Editor’s note: This post has been updated with a response from Jamie M. Zimmerman and Sascha Meinrath, of the New America Foundation, who authored the article published in Slate. Please see their response at the bottom of this post.

Wow, the role of mobile money has been hotly discussed across the mainstream media in recent weeks – even in Slate. Despite the startling title and sub-title (Mobile Phones Will Not Save the Poorest of the Poor, The cost of cellphone-based services is hurting huge swaths of the developing world) and the use of some antiquated data, there is much that I agree with in that article, and in a related critique of technology-centered development by Kentaro Toyama in CNN.

So let’s unpack some of the conclusions presented in these two articles.

Using mobile technology tends to increase the digital divide.

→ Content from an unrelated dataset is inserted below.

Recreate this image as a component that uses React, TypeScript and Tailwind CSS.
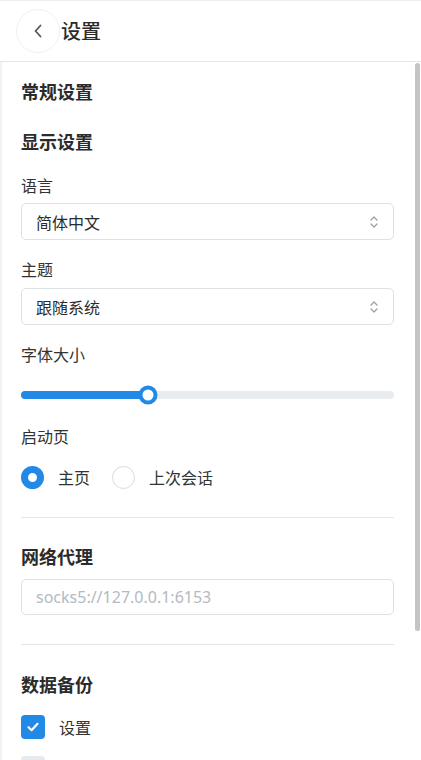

Yes, it’s true; it’s also a matter of simple mathematics. To rise from 0 percent adoption towards 100 percent, you inevitably need to pass through 50 percent, the point of maximum divide. The fact that M-PESA crossed that line in three years or so is astounding, and to my mind it shows the strength of the value proposition to its customers. Once they are big enough – and scale is always the catch — communication and payment systems have strong network (snowball) effects because they become more and more useful with each new customer, and they naturally move toward that elusive 100% adoption rate.

Mobile solutions are not reaching the poorest. True, but that’s merely commenting on a further point on that adoption journey, closer to the 80 percent mark. Indeed, many people are still outside the grip of mobile operators. Governments could mandate mobile services everywhere, I suppose. But might the exclusion happen because these potential customers don’t have electricity to power their phones, or because they lack opportunities beyond their communities due to poor roads and market access?

Mobile money is expensive for small transfers. It’s true, the pricing of the service is not very good if you are poor and need to send a day’s wage. But it’s pretty good if you need to send a larger share of your weekly or monthly wage, which is typically what you’d do to support your relatives back home. Indeed there is much scope for making the service cheaper, but still I can’t help marveling at the fact that if you send $1 halfway across the country in Kenya, right to your relative’s village, the recipient still gets a good amount of change by the time it gets there – 88 percent of it, in fact.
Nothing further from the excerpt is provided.